A brief video detailing the purpose of Phillipsz’s current exhibition at the Tate Britain can be viewed here:

This is a video I tool whilst in the gallery – it is the hallway of speakers projecting a military bugle:










During the research for my dissertation I came across the artistic movement, “The Fluxus Movement” in which Cage was a part of. This was an avant-garde movement which aimed to meld art into life, and create anti art- institutions. The members of this movement included Yoko Ono, Toshi Ichiyanagi, George Maciunas and Nam June Paik.

I have been very interested in the work of Nam June Paik (1936-2006)  after coming across this information about the Fluxus Movement. In particular, I am inspired by his piece “Robot K-456” which was a manmade robot which was constructed out of television screens in 1964.  In one event, Nam June Paik made the robot cross Madison avenue and it was hit by a car on the road and fell. This staged event led to Paik’s claim that there was a “catastrophe of technology in the twentieth century,” stating that the lesson to be gained from these tentative technological steps is that “we are learning to cope with it.”

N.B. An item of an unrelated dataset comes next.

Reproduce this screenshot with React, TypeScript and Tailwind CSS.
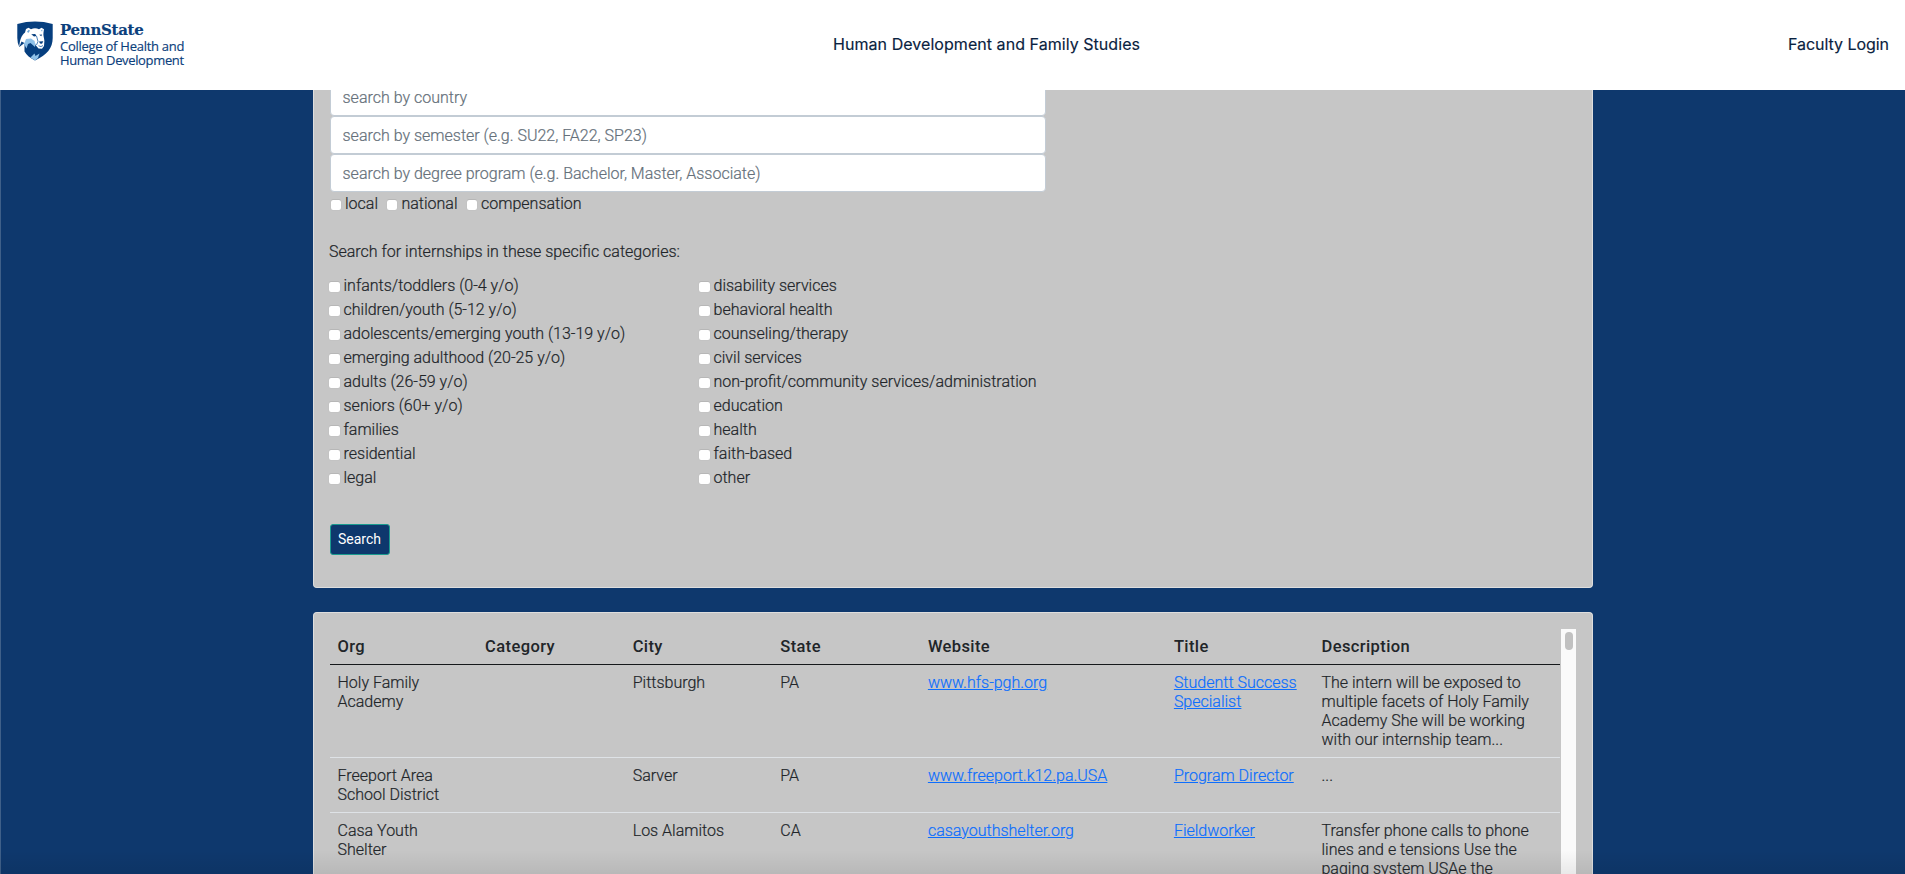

I really like this piece as it is extremely ahead of its time, created in the sixties before technology had advanced. The staged event is playful and creative- Nam June Paik seems to be singing a zen sutra as he moves Robot k-456 across the road. The sculpture seems fragile and complex. It seems to be a statement on urban living, portraying how our world is a technological one which we are not yet able to understand or live peacefully in.